→ **Set exercise**
Extract each line of the data and write it out again exactly.

→ **Material provided**

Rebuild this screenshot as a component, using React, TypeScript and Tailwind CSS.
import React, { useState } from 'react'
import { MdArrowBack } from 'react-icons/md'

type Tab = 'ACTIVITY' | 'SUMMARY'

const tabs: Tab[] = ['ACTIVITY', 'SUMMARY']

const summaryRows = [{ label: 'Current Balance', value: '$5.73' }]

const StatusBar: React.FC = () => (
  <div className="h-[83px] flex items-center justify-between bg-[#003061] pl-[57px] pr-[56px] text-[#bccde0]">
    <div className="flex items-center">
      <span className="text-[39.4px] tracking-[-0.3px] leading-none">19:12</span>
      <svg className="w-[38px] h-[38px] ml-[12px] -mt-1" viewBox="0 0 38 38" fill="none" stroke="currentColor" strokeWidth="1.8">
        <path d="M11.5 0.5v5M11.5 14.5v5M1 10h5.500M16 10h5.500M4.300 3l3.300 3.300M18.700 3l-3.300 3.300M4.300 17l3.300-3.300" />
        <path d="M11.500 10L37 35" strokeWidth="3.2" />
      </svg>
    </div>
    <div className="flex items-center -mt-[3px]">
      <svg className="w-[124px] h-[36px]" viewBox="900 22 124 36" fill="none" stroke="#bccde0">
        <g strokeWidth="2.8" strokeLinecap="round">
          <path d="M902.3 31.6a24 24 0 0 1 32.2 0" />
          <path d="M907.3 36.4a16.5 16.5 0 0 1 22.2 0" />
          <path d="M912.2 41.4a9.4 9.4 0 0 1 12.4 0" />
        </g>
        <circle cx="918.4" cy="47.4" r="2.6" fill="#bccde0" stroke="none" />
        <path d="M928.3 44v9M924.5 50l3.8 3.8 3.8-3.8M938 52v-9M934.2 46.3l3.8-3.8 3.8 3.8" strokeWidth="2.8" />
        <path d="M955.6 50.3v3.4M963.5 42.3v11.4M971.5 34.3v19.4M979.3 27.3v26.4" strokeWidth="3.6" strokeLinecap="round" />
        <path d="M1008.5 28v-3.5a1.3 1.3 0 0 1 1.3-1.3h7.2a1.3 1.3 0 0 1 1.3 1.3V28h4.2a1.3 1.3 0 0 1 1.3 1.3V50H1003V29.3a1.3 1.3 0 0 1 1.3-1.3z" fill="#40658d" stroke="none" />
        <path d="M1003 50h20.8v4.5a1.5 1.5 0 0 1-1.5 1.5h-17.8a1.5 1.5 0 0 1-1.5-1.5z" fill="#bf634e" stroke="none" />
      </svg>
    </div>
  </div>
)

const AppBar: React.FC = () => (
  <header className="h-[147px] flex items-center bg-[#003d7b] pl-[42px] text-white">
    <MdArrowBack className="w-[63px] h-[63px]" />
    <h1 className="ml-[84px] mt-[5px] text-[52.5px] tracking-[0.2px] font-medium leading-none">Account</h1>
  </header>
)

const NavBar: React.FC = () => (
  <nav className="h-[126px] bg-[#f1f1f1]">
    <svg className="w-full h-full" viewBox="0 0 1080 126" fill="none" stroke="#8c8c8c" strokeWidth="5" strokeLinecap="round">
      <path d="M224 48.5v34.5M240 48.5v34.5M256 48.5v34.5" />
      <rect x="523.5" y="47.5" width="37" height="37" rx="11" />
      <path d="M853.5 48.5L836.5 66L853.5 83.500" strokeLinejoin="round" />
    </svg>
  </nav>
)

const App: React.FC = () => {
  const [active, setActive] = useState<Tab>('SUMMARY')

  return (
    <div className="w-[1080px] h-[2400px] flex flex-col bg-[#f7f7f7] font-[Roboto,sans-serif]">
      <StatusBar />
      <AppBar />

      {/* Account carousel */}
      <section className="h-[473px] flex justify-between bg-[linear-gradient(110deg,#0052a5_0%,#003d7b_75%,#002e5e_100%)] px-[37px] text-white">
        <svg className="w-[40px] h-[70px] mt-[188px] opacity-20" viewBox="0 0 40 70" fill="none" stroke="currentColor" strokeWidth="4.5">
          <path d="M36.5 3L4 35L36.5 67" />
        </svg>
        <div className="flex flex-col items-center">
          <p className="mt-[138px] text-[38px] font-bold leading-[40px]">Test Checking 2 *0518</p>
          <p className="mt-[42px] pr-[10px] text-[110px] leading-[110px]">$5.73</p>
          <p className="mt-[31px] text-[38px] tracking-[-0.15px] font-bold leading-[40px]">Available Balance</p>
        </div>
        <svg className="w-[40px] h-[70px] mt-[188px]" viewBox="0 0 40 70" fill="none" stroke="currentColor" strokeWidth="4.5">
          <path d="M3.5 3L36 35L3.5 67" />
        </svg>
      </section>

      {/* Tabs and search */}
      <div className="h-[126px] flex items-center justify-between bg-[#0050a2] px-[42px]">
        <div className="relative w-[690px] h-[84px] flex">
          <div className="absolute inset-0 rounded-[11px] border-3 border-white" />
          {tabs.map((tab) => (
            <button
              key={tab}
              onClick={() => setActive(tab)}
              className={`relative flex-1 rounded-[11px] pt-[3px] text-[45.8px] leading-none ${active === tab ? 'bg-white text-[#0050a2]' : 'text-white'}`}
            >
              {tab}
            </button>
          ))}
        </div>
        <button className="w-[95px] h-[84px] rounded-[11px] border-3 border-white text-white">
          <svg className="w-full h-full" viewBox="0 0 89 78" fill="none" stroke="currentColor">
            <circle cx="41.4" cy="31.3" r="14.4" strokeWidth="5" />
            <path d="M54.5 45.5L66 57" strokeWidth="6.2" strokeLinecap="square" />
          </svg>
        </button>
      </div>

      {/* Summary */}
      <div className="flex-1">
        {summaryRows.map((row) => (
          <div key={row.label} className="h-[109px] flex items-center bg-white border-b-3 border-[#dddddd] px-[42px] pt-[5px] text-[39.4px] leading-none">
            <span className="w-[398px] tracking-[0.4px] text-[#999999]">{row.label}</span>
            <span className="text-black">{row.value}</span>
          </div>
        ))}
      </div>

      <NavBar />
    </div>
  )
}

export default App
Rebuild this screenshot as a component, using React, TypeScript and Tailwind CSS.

→ **Solution for this task**
Rebuild this screenshot as a component, using React, TypeScript and Tailwind CSS.
import React, { useState } from 'react'
import { MdArrowBack } from 'react-icons/md'

type Tab = 'ACTIVITY' | 'SUMMARY'

const tabs: Tab[] = ['ACTIVITY', 'SUMMARY']

const summaryRows = [{ label: 'Current Balance', value: '$5.73' }]

const StatusBar: React.FC = () => (
  <div className="h-[83px] flex items-center justify-between bg-[#003061] pl-[57px] pr-[56px] text-[#bccde0]">
    <div className="flex items-center">
      <span className="text-[39.4px] tracking-[-0.3px] leading-none">19:12</span>
      <svg className="w-[38px] h-[38px] ml-[12px] -mt-1" viewBox="0 0 38 38" fill="none" stroke="currentColor" strokeWidth="1.8">
        <path d="M11.5 0.5v5M11.5 14.5v5M1 10h5.500M16 10h5.500M4.300 3l3.300 3.300M18.700 3l-3.300 3.300M4.300 17l3.300-3.300" />
        <path d="M11.500 10L37 35" strokeWidth="3.2" />
      </svg>
    </div>
    <div className="flex items-center -mt-[3px]">
      <svg className="w-[124px] h-[36px]" viewBox="900 22 124 36" fill="none" stroke="#bccde0">
        <g strokeWidth="2.8" strokeLinecap="round">
          <path d="M902.3 31.6a24 24 0 0 1 32.2 0" />
          <path d="M907.3 36.4a16.5 16.5 0 0 1 22.2 0" />
          <path d="M912.2 41.4a9.4 9.4 0 0 1 12.4 0" />
        </g>
        <circle cx="918.4" cy="47.4" r="2.6" fill="#bccde0" stroke="none" />
        <path d="M928.3 44v9M924.5 50l3.8 3.8 3.8-3.8M938 52v-9M934.2 46.3l3.8-3.8 3.8 3.8" strokeWidth="2.8" />
        <path d="M955.6 50.3v3.4M963.5 42.3v11.4M971.5 34.3v19.4M979.3 27.3v26.4" strokeWidth="3.6" strokeLinecap="round" />
        <path d="M1008.5 28v-3.5a1.3 1.3 0 0 1 1.3-1.3h7.2a1.3 1.3 0 0 1 1.3 1.3V28h4.2a1.3 1.3 0 0 1 1.3 1.3V50H1003V29.3a1.3 1.3 0 0 1 1.3-1.3z" fill="#40658d" stroke="none" />
        <path d="M1003 50h20.8v4.5a1.5 1.5 0 0 1-1.5 1.5h-17.8a1.5 1.5 0 0 1-1.5-1.5z" fill="#bf634e" stroke="none" />
      </svg>
    </div>
  </div>
)

const AppBar: React.FC = () => (
  <header className="h-[147px] flex items-center bg-[#003d7b] pl-[42px] text-white">
    <MdArrowBack className="w-[63px] h-[63px]" />
    <h1 className="ml-[84px] mt-[5px] text-[52.5px] tracking-[0.2px] font-medium leading-none">Account</h1>
  </header>
)

const NavBar: React.FC = () => (
  <nav className="h-[126px] bg-[#f1f1f1]">
    <svg className="w-full h-full" viewBox="0 0 1080 126" fill="none" stroke="#8c8c8c" strokeWidth="5" strokeLinecap="round">
      <path d="M224 48.5v34.5M240 48.5v34.5M256 48.5v34.5" />
      <rect x="523.5" y="47.5" width="37" height="37" rx="11" />
      <path d="M853.5 48.5L836.5 66L853.5 83.500" strokeLinejoin="round" />
    </svg>
  </nav>
)

const App: React.FC = () => {
  const [active, setActive] = useState<Tab>('SUMMARY')

  return (
    <div className="w-[1080px] h-[2400px] flex flex-col bg-[#f7f7f7] font-[Roboto,sans-serif]">
      <StatusBar />
      <AppBar />

      {/* Account carousel */}
      <section className="h-[473px] flex justify-between bg-[linear-gradient(110deg,#0052a5_0%,#003d7b_75%,#002e5e_100%)] px-[37px] text-white">
        <svg className="w-[40px] h-[70px] mt-[188px] opacity-20" viewBox="0 0 40 70" fill="none" stroke="currentColor" strokeWidth="4.5">
          <path d="M36.5 3L4 35L36.5 67" />
        </svg>
        <div className="flex flex-col items-center">
          <p className="mt-[138px] text-[38px] font-bold leading-[40px]">Test Checking 2 *0518</p>
          <p className="mt-[42px] pr-[10px] text-[110px] leading-[110px]">$5.73</p>
          <p className="mt-[31px] text-[38px] tracking-[-0.15px] font-bold leading-[40px]">Available Balance</p>
        </div>
        <svg className="w-[40px] h-[70px] mt-[188px]" viewBox="0 0 40 70" fill="none" stroke="currentColor" strokeWidth="4.5">
          <path d="M3.5 3L36 35L3.5 67" />
        </svg>
      </section>

      {/* Tabs and search */}
      <div className="h-[126px] flex items-center justify-between bg-[#0050a2] px-[42px]">
        <div className="relative w-[690px] h-[84px] flex">
          <div className="absolute inset-0 rounded-[11px] border-3 border-white" />
          {tabs.map((tab) => (
            <button
              key={tab}
              onClick={() => setActive(tab)}
              className={`relative flex-1 rounded-[11px] pt-[3px] text-[45.8px] leading-none ${active === tab ? 'bg-white text-[#0050a2]' : 'text-white'}`}
            >
              {tab}
            </button>
          ))}
        </div>
        <button className="w-[95px] h-[84px] rounded-[11px] border-3 border-white text-white">
          <svg className="w-full h-full" viewBox="0 0 89 78" fill="none" stroke="currentColor">
            <circle cx="41.4" cy="31.3" r="14.4" strokeWidth="5" />
            <path d="M54.5 45.5L66 57" strokeWidth="6.2" strokeLinecap="square" />
          </svg>
        </button>
      </div>

      {/* Summary */}
      <div className="flex-1">
        {summaryRows.map((row) => (
          <div key={row.label} className="h-[109px] flex items-center bg-white border-b-3 border-[#dddddd] px-[42px] pt-[5px] text-[39.4px] leading-none">
            <span className="w-[398px] tracking-[0.4px] text-[#999999]">{row.label}</span>
            <span className="text-black">{row.value}</span>
          </div>
        ))}
      </div>

      <NavBar />
    </div>
  )
}

export default App
Rebuild this screenshot as a component, using React, TypeScript and Tailwind CSS.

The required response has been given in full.